A 1.6Tb/s Chiplet over XSR-MCM Channels using 113Gb/s PAM-4 Transceiver with Dynamic Receiver-Driven Adaptation of TX-FFE and Programmable Roaming Taps in 5nm CMOS
G. Gangasani, D. Hanson, D. Storaska, Hao Xu, M. Kelly, M. Shannon, M. Sorna, M. Wielgos, P. B. Ramakrishna, Stephen Shi, S. Parker, U. K. Shukla, W. Kelly, Wei-Zen Su, Z. Yu
Abstract
Hyperscale data center applications are driving the need for high bandwidth, high throughput per chip-edge, ultra-low-power serial-IO solutions over extremely short-reach (XSR) MCM connections. This paper demonstrates an MCM chiplet with > 1.6Tb/s throughput over a range of CEI-112G-XSR standard-compliant channels using a fully integrated and adaptive PAM-4/NRZ transceiver supporting data rates from 9.8-to-113Gb/s. Key features of the transceiver include an architecture designed to lower TX signal launch amplitude and RX data path gain to relieve power/area/bandwidth constraints.
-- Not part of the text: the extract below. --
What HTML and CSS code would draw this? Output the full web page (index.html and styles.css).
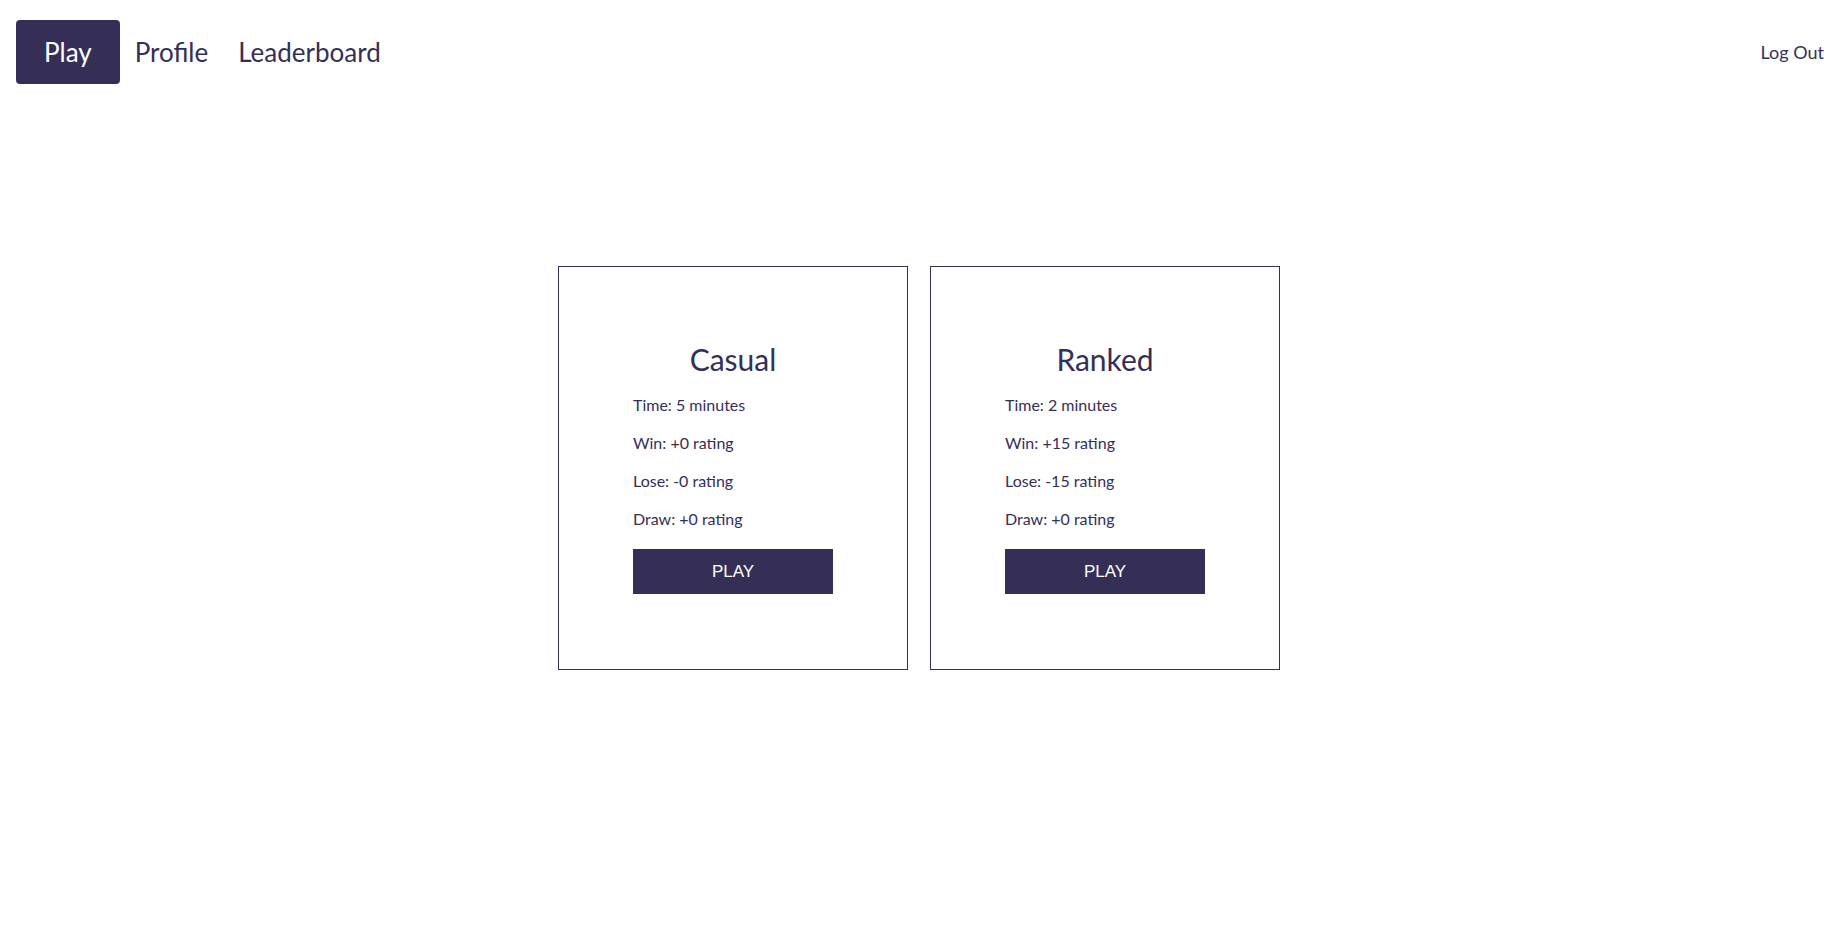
FILE: index.html
```html
<!DOCTYPE html>
<html lang="en">
<head>
  <meta charset="UTF-8">
  <meta name="viewport" content="width=device-width, initial-scale=1.0">
  <title>Play</title>
  <link rel="stylesheet" href="styles.css">
</head>
<body>

<header class="topbar">
  <nav class="nav">
    <a href="#" class="nav-link active">Play</a>
    <a href="#" class="nav-link">Profile</a>
    <a href="#" class="nav-link">Leaderboard</a>
  </nav>
  <a href="#" class="logout">Log Out</a>
</header>

<main class="modes">
  <!-- Casual -->
  <div class="mode-card">
    <div class="mode-body">
      <h2>Casual</h2>
      <p>Time: 5 minutes</p>
      <p>Win: +0 rating</p>
      <p>Lose: -0 rating</p>
      <p>Draw: +0 rating</p>
      <button type="button">PLAY</button>
    </div>
  </div>

  <!-- Ranked -->
  <div class="mode-card">
    <div class="mode-body">
      <h2>Ranked</h2>
      <p>Time: 2 minutes</p>
      <p>Win: +15 rating</p>
      <p>Lose: -15 rating</p>
      <p>Draw: +0 rating</p>
      <button type="button">PLAY</button>
    </div>
  </div>
</main>

</body>
</html>
```

FILE: styles.css
```css
body {
  font-family: Lato, "Open Sans", sans-serif;
  background-color: #fff;
  color: #352f57;
  margin: 0;
  padding: 0;
}
a {
  color: #352f57;
  text-decoration: none;
}
.topbar {
  display: flex;
  justify-content: space-between;
  align-items: center;
  padding: 20px 20px 0 16px;
}
.nav {
  display: flex;
  align-items: center;
}
.nav-link {
  display: flex;
  align-items: center;
  height: 64px;
  padding: 0 15px;
  font-size: 26px;
}
.nav-link.active {
  background-color: #352f57;
  color: #fff;
  border-radius: 4px;
  padding: 0 28px;
}
.logout {
  font-size: 18px;
}
.modes {
  display: flex;
  justify-content: center;
  gap: 22px;
  margin-top: 182px;
  padding-right: 6px;
}
.mode-card {
  width: 200px;
  padding: 75px 74px;
  border: 1px solid #352f57;
}
.mode-body h2 {
  margin: 0 0 18px;
  font-size: 30px;
  font-weight: normal;
  line-height: 34px;
  text-align: center;
}
.mode-body p {
  margin: 0 0 16px;
  font-size: 16px;
  line-height: 22px;
}
.mode-body button {
  display: block;
  width: 200px;
  height: 45px;
  margin-top: 19px;
  border: none;
  background-color: #352f57;
  color: #fff;
  font-family: "Liberation Sans", Arial, sans-serif;
  font-size: 17px;
  cursor: pointer;
}
```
It achieves required equalization while minimizing residual-ISI and quantization errors for improved performance. It has the capability for RX-driven dynamic adaptation of TX and RX equalization settings for seamless bring-up over hundreds of lanes in an MCM application, as well as to track supply and temperature drifts. It also features programmable TX-FFE roaming taps to boost performance in case of severe reflections and includes precision clock phase generation and correction.